Comme son titre l'indique, cet ouvrage veut retracer ce que fut la délation dans la France occupée de la Deuxième Guerre mondiale. le but est louable, d'autant que même si cette période et ces pratiques sont désormais bien connues du grand public les exemples de lettres ne sont pas légions.
Là où l'ouvrage m'a nettement moins plu, c'est dans sa forme. En effet, celui qui ne connaît rien à ce que fut l'occupation n'en saura guère plus après cette lecture qui est plus une compilation de lettres qu'autre chose. La mise en contexte n'est pas toujours faite et les exemples se multiplient là où un ou deux auraient suffi. Certes l'auteur a classé ces lettres par catégories, mais les chapitres s'enchaînent sans réelle cohérence et l'on se retrouve assommé par toutes ces lettres. Peut-être était-ce là le but ?
J'aurai pour ma part préféré un travail de recherche plus approfondi. Pourquoi pas un tableau de statistiques : combien l'auteur a-t-il lu de lettres ? Quelle part était rédigée en zone libre ? occupée ? Quel pourcentage était envoyé aux autorités françaises ? allemandes directement ? Les femmes prenaient-elles plus la plume que les hommes ? Les vieux que les jeunes ? Quelles part de ces lettres s'en prend à des juifs ? À des résistants ? … Ces questions restent sans réponse.
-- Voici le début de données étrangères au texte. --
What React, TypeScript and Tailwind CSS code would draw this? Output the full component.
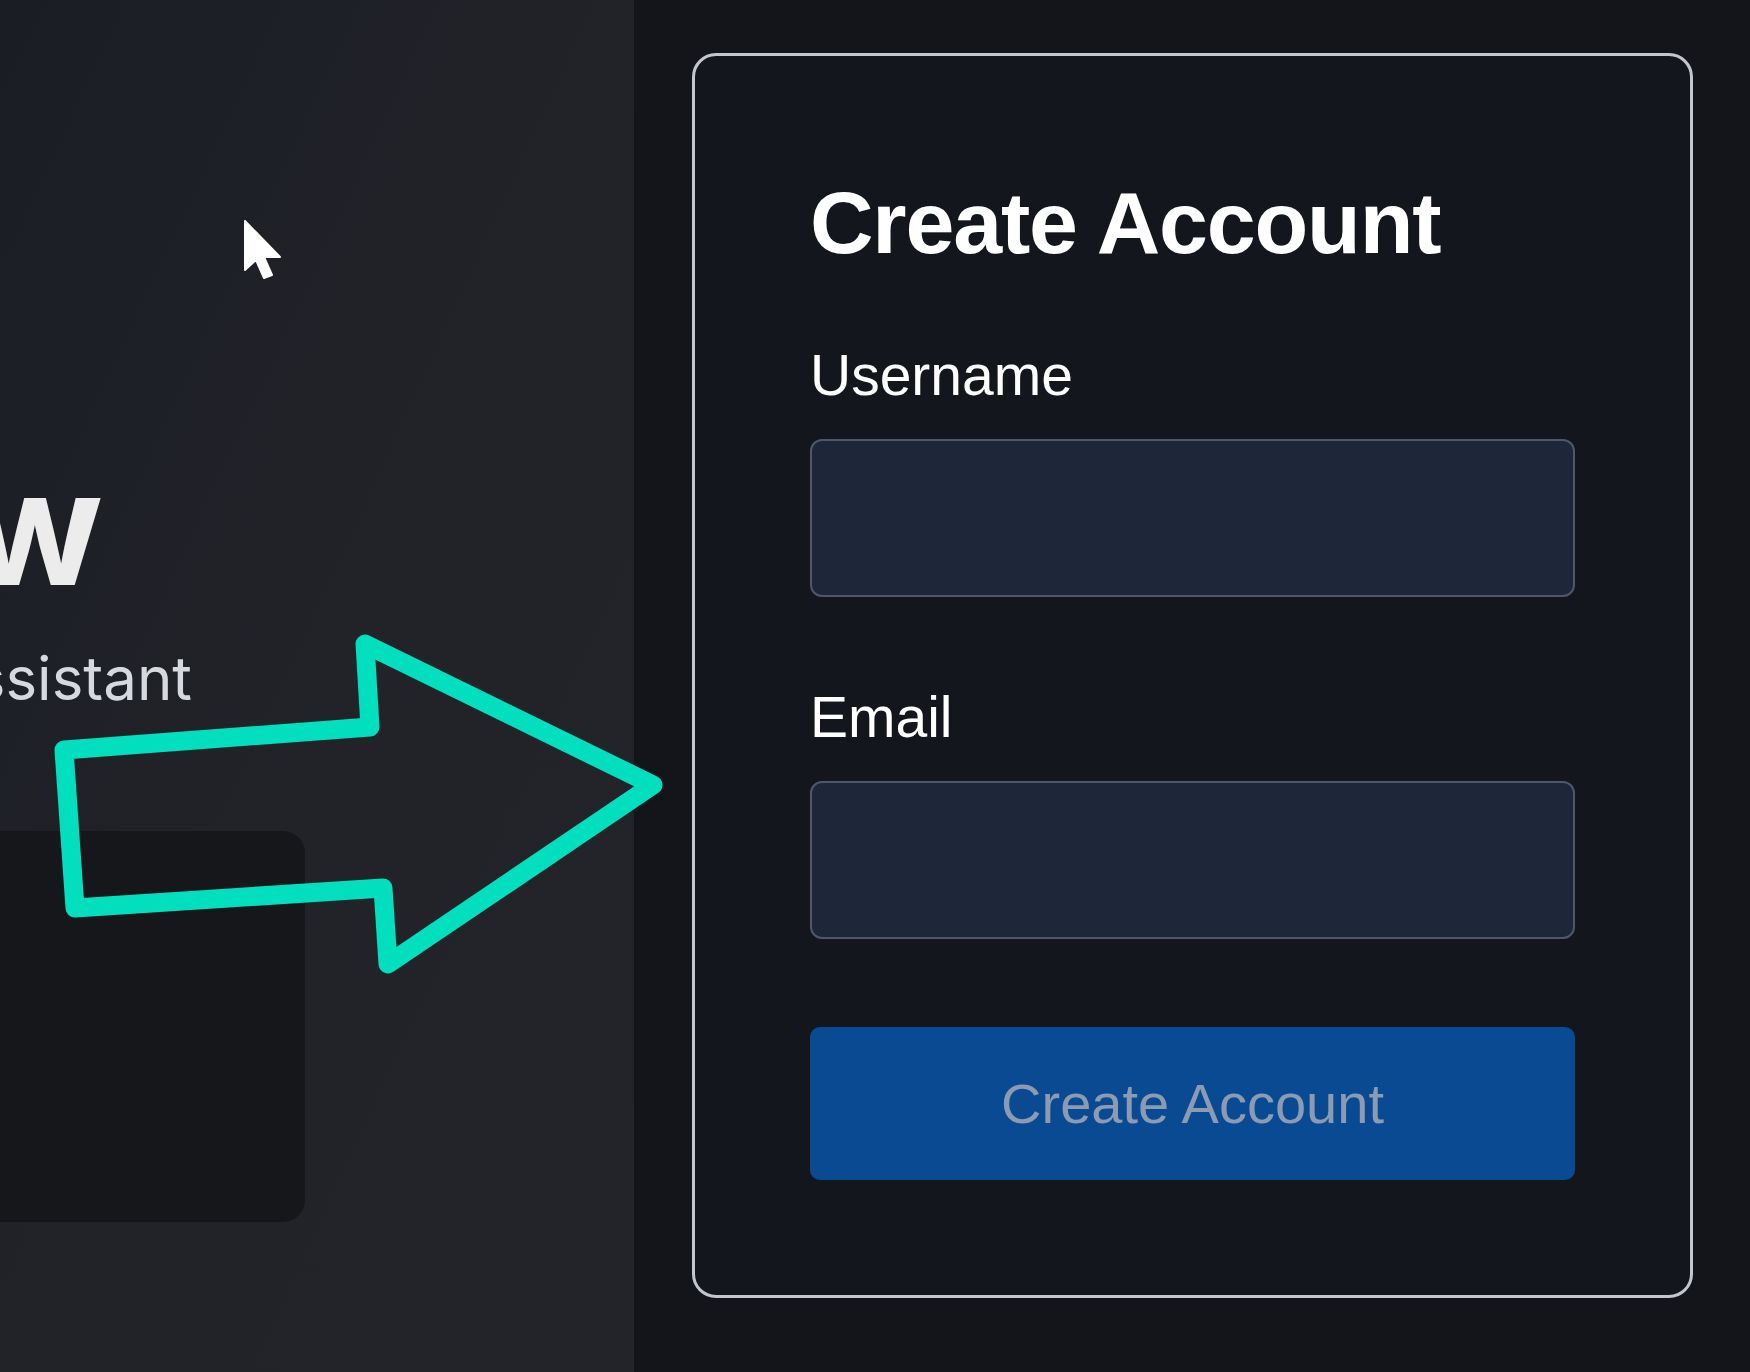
const Field = ({ label, className }: { label: string; className: string }) => (
  <div className={className}>
    <label className="block text-[57px] leading-none text-white">{label}</label>
    <div className="mt-[35px] h-[158px] w-full rounded-[12px] border-2 border-[#4f5868] bg-[#1e263a]" />
  </div>
);

const Arrow = () => (
  <svg className="pointer-events-none absolute left-0 top-0" width="1750" height="1372" viewBox="0 0 1750 1372">
    <polygon
      points="64,750 370,727 365,644 653,785 388,964 383,888 75,908"
      fill="none"
      stroke="#02dfbe"
      strokeWidth="19"
      strokeLinejoin="round"
    />
  </svg>
);

const Cursor = () => (
  <svg className="pointer-events-none absolute left-[243px] top-[219px]" width="42" height="64" viewBox="0 0 42 64">
    <path
      d="M2 2 L2 51 L13 41 L21 59 L29 56 L21 38 L37 38 Z"
      fill="#ffffff"
      stroke="#ffffff"
      strokeWidth="2"
      strokeLinejoin="round"
    />
  </svg>
);

export default function App() {
  return (
    <div className="relative flex h-[1372px] w-[1750px] overflow-hidden bg-[#13151b] font-['Liberation_Sans',Arial,sans-serif]">
      {/* Left hero panel, cropped */}
      <div className="h-full w-[634px] shrink-0 overflow-hidden bg-gradient-to-br from-[#1b1d24] via-[#212329] to-[#22242a] pt-[447px] font-['Inter',sans-serif]">
        <div className="flex w-[103px] justify-end whitespace-nowrap text-[160px] font-bold leading-none text-[#ececed]">
          Chat Now
        </div>
        <div className="mt-[41px] flex w-[192px] justify-end whitespace-nowrap text-[60px] leading-none text-[#d6d9de]">
          Your AI Assistant
        </div>
        <div className="mt-[123px] h-[391px] w-[305px] rounded-r-[22px] bg-[#15171b]" />
      </div>

      {/* Right: sign-up card */}
      <div className="flex-1 pl-[58px] pt-[53px]">
        <div className="h-[1245px] w-[1001px] rounded-[24px] border-[3px] border-[#c3c6cc] bg-[#14161d] px-[115px] pt-[123px]">
          <h1 className="text-[88px] font-bold leading-none tracking-[-1.2px] text-white">Create Account</h1>
          <Field label="Username" className="mt-[80px]" />
          <Field label="Email" className="mt-[92px]" />
          <button className="mt-[88px] flex h-[153px] w-full items-center justify-center rounded-[10px] bg-[#0a4a93] text-[56px] leading-none text-[#8b9bb3]">
            Create Account
          </button>
        </div>
      </div>

      <Arrow />
      <Cursor />
    </div>
  );
}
On en vient donc à s'interroger sur la représentativité de ce volume de courrier : l'auteur a-t-il sélectionné des lettres représentatives parmi une masse importante (importante comment ?) ou est-il tombé sur un lot dans je ne sais quelles archives qu'il a décidé de publier en vrac pour arrondir ses fins de mois ?
Oui, faire oeuvre d'historien est compliqué, et l'auteur, un journaliste, même s'il a réussi à me replonger dans cette sombre période avec ses héros, mais aussi ses pourris, n'a pas réussi à dégrossir le sujet.
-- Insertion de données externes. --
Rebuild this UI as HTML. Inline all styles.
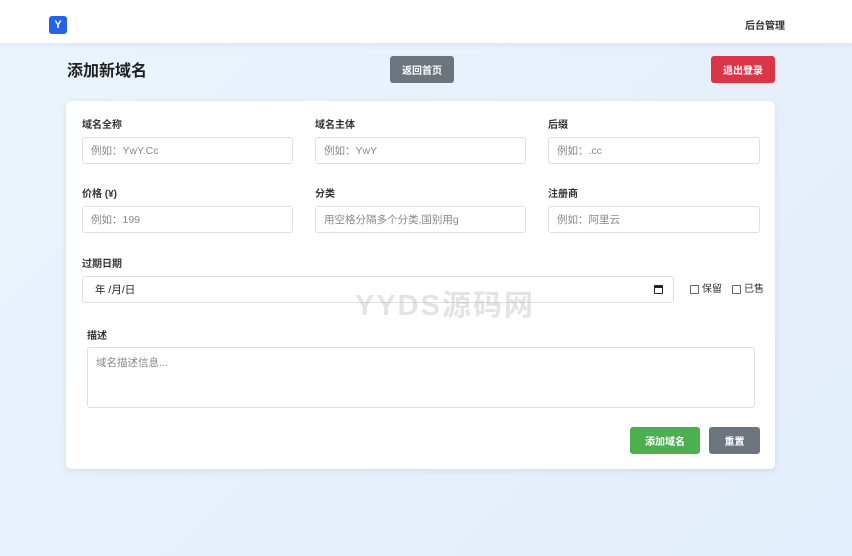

Mention spéciale tout de même pour le dernier chapitre qui lui m'a littéralement scotché, ne connaissant que très peu cette pratique : il regroupe des lettres de résistants qui « balancent » des anciens collaborateurs aux nouvelles autorités françaises. Faut-il y voir le fameux « arroseur arrosé » ou plutôt en déduire que, dans les deux camps, l'on trouve des lâches qui n'osent même pas signer leurs dénonciations ?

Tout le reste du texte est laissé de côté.